Für Haßelmann ist klar, dass jedes Alternativ-Modell das Zweitstimmenergebnis am Ende "eins zu eins abbilden muss". Das einfache Einziehen einer Obergrenze sei somit "nicht zu machen". Ihre Empfehlung, dann halt über eine Reduzierung der Zahl der Wahlkreise nachzudenken, teilen die anderen Parteien auch nicht. Da müssten dann viele Direktkandidaten um ihre Wiederwahl fürchten, gewachsene Organisationen und Strukturen kämen durcheinander.
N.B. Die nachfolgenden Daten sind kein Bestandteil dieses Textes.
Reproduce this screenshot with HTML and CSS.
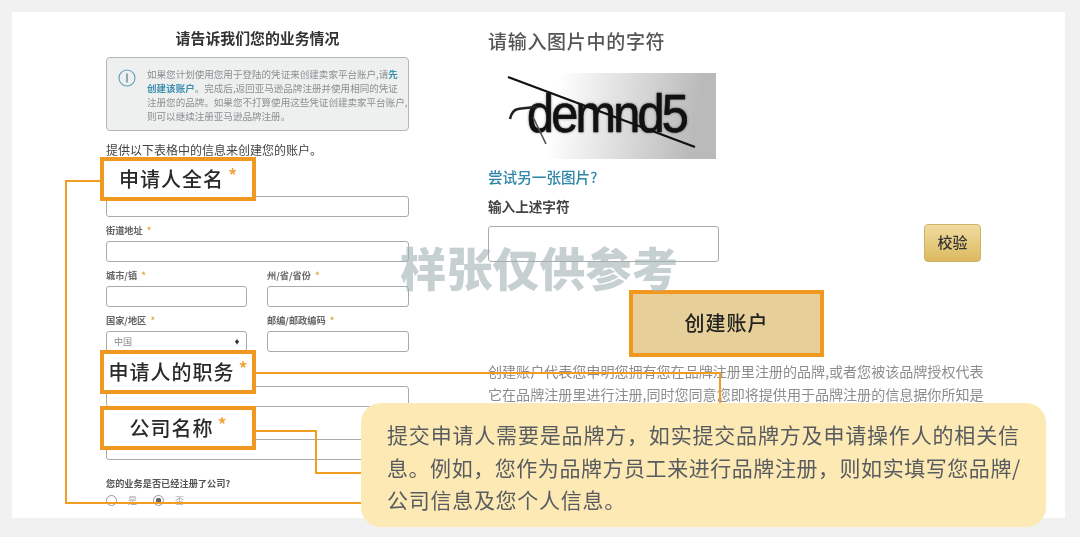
FILE: index.html
```html
<!DOCTYPE html>
<html lang="zh-CN">
<head>
<meta charset="utf-8">
<title>品牌注册</title>
<link rel="stylesheet" href="styles.css">
</head>
<body>
<div class="stage">
  <main class="panel">
    <section class="left">
      <h2 class="form-title">请告诉我们您的业务情况</h2>
      <div class="info">
        <svg class="info-icon" viewBox="0 0 18 18" width="18" height="18"><circle cx="9" cy="9" r="8" fill="none" stroke="#5b9dbb" stroke-width="1.1"/><path d="M9 4.5v9" stroke="#3f6f86" stroke-width="1.1"/></svg>
        <p>如果您计划使用您用于登陆的凭证来创建卖家平台账户,请<a>先</a><br><a>创建该账户</a>。完成后,返回亚马逊品牌注册并使用相同的凭证<br>注册您的品牌。如果您不打算使用这些凭证创建卖家平台账户,<br>则可以继续注册亚马逊品牌注册。</p>
      </div>
      <p class="intro">提供以下表格中的信息来创建您的账户。</p>
      <div class="field first"><input class="box" type="text"></div>
      <div class="field"><label class="lab">街道地址 <i>*</i></label><input class="box" type="text"></div>
      <div class="row">
        <div class="field"><label class="lab">城市/镇 <i>*</i></label><input class="box" type="text"></div>
        <div class="field"><label class="lab">州/省/省份 <i>*</i></label><input class="box" type="text"></div>
      </div>
      <div class="row">
        <div class="field"><label class="lab">国家/地区 <i>*</i></label><div class="box select"><span>中国</span><b>♦</b></div></div>
        <div class="field"><label class="lab">邮编/邮政编码 <i>*</i></label><input class="box" type="text"></div>
      </div>
      <div class="field job"><input class="box" type="text"></div>
      <div class="field company"><input class="box" type="text"></div>
      <p class="question">您的业务是否已经注册了公司?</p>
      <div class="radios">
        <span class="radio"></span><span class="opt">是</span>
        <span class="radio on"></span><span class="opt">否</span>
      </div>
    </section>
    <section class="right">
      <h2 class="cap-title">请输入图片中的字符</h2>
      <div class="captcha">
        <span class="cap-text">demnd5</span>
        <svg class="cap-lines" viewBox="0 0 211 86" width="211" height="86"><path d="M3 4L190 74" stroke="#111" stroke-width="2.4" fill="none"/><path d="M5 46Q7 37 13 36T32 34" stroke="#222" stroke-width="2.6" fill="none"/><path d="M28 44L41 71" stroke="#555" stroke-width="1.7" fill="none"/></svg>
      </div>
      <a class="retry">尝试另一张图片?</a>
      <label class="cap-label">输入上述字符</label>
      <div class="cap-row">
        <input class="cap-input" type="text">
        <button class="verify" type="button">校验</button>
      </div>
      <button class="create" type="button">创建账户</button>
      <p class="legal">创建账户代表您申明您拥有您在品牌注册里注册的品牌,或者您被该品牌授权代表<br>它在品牌注册里进行注册,同时您同意您即将提供用于品牌注册的信息据你所知是</p>
    </section>
  </main>

  <div class="watermark">样张仅供参考</div>

  <svg class="wires" viewBox="0 0 1080 537" width="1080" height="537">
    <path d="M101 181H66V503H362M256 373H720V404M256 431H316V473H362" fill="none" stroke="#f29c24" stroke-width="2"/>
  </svg>

  <div class="tag tag-name">申请人全名<i>*</i></div>
  <div class="tag tag-job">申请人的职务<i>*</i></div>
  <div class="tag tag-company">公司名称<i>*</i></div>

  <div class="note"><span class="l1">提交申请人需要是品牌方，如实提交品牌方及申请操作人的相关信</span><br><span class="l2">息。例如，您作为品牌方员工来进行品牌注册，则如实填写您品牌/</span><br>公司信息及您个人信息。</div>
</div>
</body>
</html>
```
FILE: styles.css
```css
* { box-sizing: border-box; }
html, body { margin: 0; height: 100%; }
body {
  background: #f1f1f1;
  font-family: "Noto Sans CJK SC", "Liberation Sans", sans-serif;
  overflow: hidden;
}
h2, p { margin: 0; font-weight: normal; }
.stage { position: relative; width: 1080px; height: 537px; padding: 12px 15px 19px 12px; filter: blur(.4px); }
.panel { display: flex; height: 506px; background: #fff; overflow: hidden; }

/* left form */
.left { width: 303px; margin-left: 94px; padding-top: 16px; flex: none; }
.form-title { font-size: 14.9px; line-height: 20px; font-weight: 700; color: #333; text-align: center; }
.info {
  display: flex; height: 74px; margin-top: 9px; padding: 9px 0 0 11px; gap: 11px;
  background: #eef0f0; border: 1px solid #b4b6b6; border-radius: 4px;
}
.info-icon { margin-top: 2px; flex: none; }
.info p { font-size: 9.55px; line-height: 14px; color: #8b8f91; white-space: nowrap; }
.info a { color: #3d8fb0; font-weight: 700; }
.intro { margin-top: 11px; font-size: 12px; line-height: 16px; color: #444; }
.field { display: flex; flex-direction: column; margin-top: 7px; }
.field.first { margin-top: 38px; }
.field.job { margin-top: 34px; }
.field.company { margin-top: 32px; }
.lab { height: 12px; margin-bottom: 5px; font-size: 9.2px; line-height: 12px; font-weight: 700; color: #666; white-space: nowrap; }
.lab i { font-style: normal; color: #e8a33a; margin-left: 2px; }
.box { display: block; width: 100%; height: 21px; padding: 0; background: #fff; border: 1px solid #a9abab; border-radius: 3px; }
.row { display: grid; grid-template-columns: 141px 142px; column-gap: 20px; }
.select { display: flex; align-items: center; justify-content: space-between; padding: 0 6px 0 7px; font-size: 9px; color: #888; }
.select b { font-size: 6px; color: #333; }
.question { margin-top: 17px; font-size: 9.2px; line-height: 12px; font-weight: 700; color: #555; white-space: nowrap; }
.radios { display: flex; align-items: center; margin-top: 5px; height: 12px; font-size: 9px; color: #999; }
.radio { width: 11px; height: 11px; border: 1px solid #999; border-radius: 50%; background: #fff; }
.radio.on { background: radial-gradient(circle, #666 0 2.5px, #fff 3px); }
.opt { margin: 0 16px 0 11px; }

/* right column */
.right { margin-left: 79px; padding-top: 16px; width: 497px; flex: none; }
.cap-title { font-size: 19px; line-height: 26px; letter-spacing: .7px; font-weight: 500; color: #555; white-space: nowrap; }
.captcha {
  position: relative; width: 211px; height: 86px; margin: 19px 0 0 17px; overflow: hidden;
  background: linear-gradient(100deg, #fff 0 24%, #dedede 55%, #bababa 88%);
}
.cap-text {
  position: absolute; left: 22px; top: 12px; font-family: "Liberation Sans", sans-serif; font-size: 54px; line-height: 56px;
  letter-spacing: -3.1px; color: #111; -webkit-text-stroke: .7px #111; text-shadow: 0 0 3px rgba(0, 0, 0, .6); white-space: nowrap;
  transform: scaleX(.9); transform-origin: left center;
}
.cap-lines { position: absolute; left: 0; top: 0; }
.retry { display: block; margin-top: 8px; font-size: 14.6px; line-height: 20px; font-weight: 500; color: #2f86a8; }
.cap-label { display: block; margin-top: 10px; font-size: 13.6px; line-height: 18px; font-weight: 700; color: #444; }
.cap-row { display: flex; justify-content: space-between; align-items: flex-end; width: 493px; margin-top: 9px; }
.cap-input { width: 231px; height: 36px; background: transparent; border: 1px solid #a9abab; border-radius: 3px; }
.verify {
  width: 57px; height: 38px; padding: 0 0 3px; font: inherit; font-size: 15px; font-weight: 500; color: #333; cursor: pointer;
  background: linear-gradient(#f0dca0, #dcb95f); border: 1px solid #cdb26a; border-radius: 4px;
}
.create {
  display: block; width: 195px; height: 67px; margin: 28px 0 0 141px; padding: 0 0 3px;
  font: inherit; font-size: 20px; font-weight: 500; letter-spacing: 1px; color: #222;
  background: #e6cf98; border: 4px solid #f0981f;
}
.legal { margin-top: 3px; font-size: 14.05px; line-height: 23px; color: #8d8d8d; white-space: nowrap; }

/* overlays */
.watermark {
  position: absolute; left: 400px; top: 236px; font-size: 46px; line-height: 60px; font-weight: 900; letter-spacing: .4px;
  color: rgba(160, 176, 176, .6); white-space: nowrap;
}
.wires { position: absolute; left: 0; top: 0; }
.tag {
  position: absolute; left: 100px; width: 156px; height: 44px;
  display: flex; align-items: center; justify-content: center;
  background: #fff; border: 4px solid #f0981f; padding-left: 1px;
  font-size: 20px; letter-spacing: 1px; line-height: 34px; font-weight: 500; color: #2a2a2a; white-space: nowrap;
}
.tag i { margin: -8px 0 0 4px; font-style: normal; font-size: 19px; color: #f0a030; }
.tag-name { top: 157px; }
.tag-job { top: 350px; }
.tag-company { top: 406px; }
.note {
  position: absolute; left: 361px; top: 403px; width: 685px; height: 124px; padding: 15px 0 0 26px;
  background: #fde9b4; border-radius: 20px; white-space: nowrap;
  font-size: 21px; line-height: 32.5px; letter-spacing: .72px; color: #585c60;
}
.note .l1 { letter-spacing: .82px; }
.note .l2 { letter-spacing: .55px; }
```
Schon die Reaktion auf die Bevölkerungsentwicklung ist eine komplexe Angelegenheit: Weil es weniger Thüringer und mehr Bayern gibt, muss Thüringen bei der Wahl 2017 einen Wahlkreis an Bayern abgeben, weswegen zahlreiche Wahlkreisgrenzen in beiden Ländern neu zu ziehen sind.

Gleichwohl wollen die Parteien die Reform, und zwar schnell. "Es darf nicht sein, dass der Bundestag immer größer wird", sagt der stellvertretende Vorsitzende der Unionsfraktion, Thomas Strobl. Irgendwo müsse Schluss sein mit der Zahl der Abgeordneten, und zwar nicht erst bei 700, sondern "deutlich früher". Wenn Union und SPD in der Koalition und dann bei Gesprächen mit der Opposition Tempo machten und gute Vorschläge auf dem Tisch lägen, sei das noch hinzubekommen. "Wenn es schon für die nächste Legislaturperiode gelten soll, müssen wir richtig Vollgas geben", erklärt Strobl. Es wäre "sportlich", die Reform noch vor der Sommerpause zu verabschieden.

Enger Rahmen

Strobl verweist auf den "engen verfassungsrechtlichen Rahmen", den das Bundesverfassungsgericht gezogen hatte. Im Kleingedruckten steht indes eine mögliche Lösung. Es sei hinnehmbar, wenn Überhangmandate bis zur Hälfte einer Mindestfraktionsstärke nicht ausgeglichen würden, urteilten die Richter. Da eine Fraktion mindestens fünf Prozent aller Abgeordneten umfassen muss, wären das bei 598 Abgeordneten 14 Überhangmandate, bei einem größeren Bundestag auch mehr. Ein erster Schritt gegen einen aufgeblähten Bundestag.